SHANGHAI, Oct. 29 (Xinhua) -- Apple Inc.'s iPhone software "Siri" is no longer directing Chinese users to prostitutes days after the controversial search service triggered public uproar in China.
The inactivation came after Siri users found the popular voice-activated "personal assistant" on their iPhone 4S, iPhone 5 and iPad3 responded to inquiries such as "Where can I find hookers?" or "Where can I find escorts?" by listing the nearest locations, mostly bars and clubs.
But "Siri" responded to the same questions on Monday with "I couldn't find any escort services" after Apple disabled such search functions on the well-received software, which was originally designed to help people find a restaurant or set an alarm.
"Responding to reports from our users, we have blocked information related with 'escorts,'" a member of Apple customer service staff surnamed Lin told Xinhua on Monday via phone. But he declined to say when it was blocked.
Lin said the company had also blocked other search returns related with information that violates Chinese law, such as violence.
Users who asked Siri "Where can I buy firearms in China?" were told "I don't know what that means" before being redirected to Google.com.
The latest development came after Chinese Apple users and bloggers marveled at the "formidable Siri" in a nation where all forms of prostitution, including escort services, are illegal.

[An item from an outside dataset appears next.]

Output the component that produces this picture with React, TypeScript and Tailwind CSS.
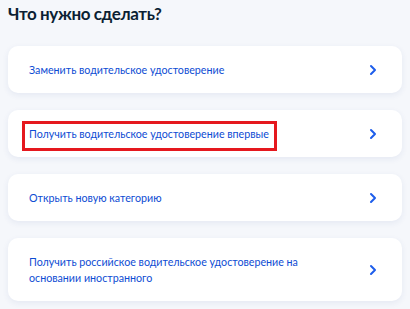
import { ChevronRight } from 'lucide-react';

const items = [
    'Заменить водительское удостоверение',
    'Получить водительское удостоверение впервые',
    'Открыть новую категорию',
    'Получить российское водительское удостоверение на основании иностранного',
];

export default function App() {
    return (
        <div className="min-h-screen w-[410px] bg-[#f5f7fb] px-2 pt-[2px] font-['Lato','Liberation_Sans',sans-serif]">
            <h1 className="text-[17px] font-bold leading-6 tracking-[-0.4px] text-[#0b1f33]">Что нужно сделать?</h1>

            <div className="mt-[20px] flex flex-col gap-[17px]">
                {items.map((text, i) => (
                    <button
                        key={text}
                        className="relative flex w-[394px] items-center justify-between rounded-[10px] bg-white py-[15.5px] pl-[21px] pr-[21px] text-left shadow-[0_2px_6px_rgba(40,70,140,0.08)]"
                    >
                        <span className="relative max-w-[290px] text-[10.7px] leading-4 text-[#0d4cd3]">
                            {text}
                            {i === 1 && (
                                <span className="absolute -left-[7px] -right-[8px] -top-[5px] -bottom-[9px] border-[3px] border-[#e5181e]" />
                            )}
                        </span>
                        <ChevronRight className="h-[16px] w-[16px] text-[#1d5deb]" strokeWidth={3} />
                    </button>
                ))}
            </div>
        </div>
    );
}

Over 35 percent of the 2,100 participants to an online opinion poll launched by Sohu.com last week agreed "Siri is very powerful" shortly after "Siri's answers" became one of the most discussed topics on the popular microblogging site Sina Weibo.
Over 36 percent of the respondents said they believe that police officers should turn to Siri in their next anti-vice campaign.
"Siri can help them locate the hookers," joked user "Mysterious_X."
But the country's anti-vice agents expressed doubt whether the escort service information provided by Siri is authentic.
"We have not received any complaints or reports regarding Siri's providing pornographic information so far," a police officer with the Information Office of the Shanghai Municipal Public Security Bureau told Xinhua in a interview.
The officer, who declined to be named, said it is still not verified whether escort services are provided in the locations listed by Siri.
Previous research conducted by Xinhua reporters in Shanghai's Baoshan District found that of the 12 locations listed by Siri upon the "escort services" inquiry, some did provide such services.
Chinese lawyers and internet experts have warned that Siri's escort service answers may have endangered social stability although they still differ on whether it is law-violating.
"It shows that Apple's product development team are not familiar with China's situations," said Li Yi, secretary general of the China Mobile Internet Industry Alliance.
"It is hard to guarantee that such incident may not happen again," he added.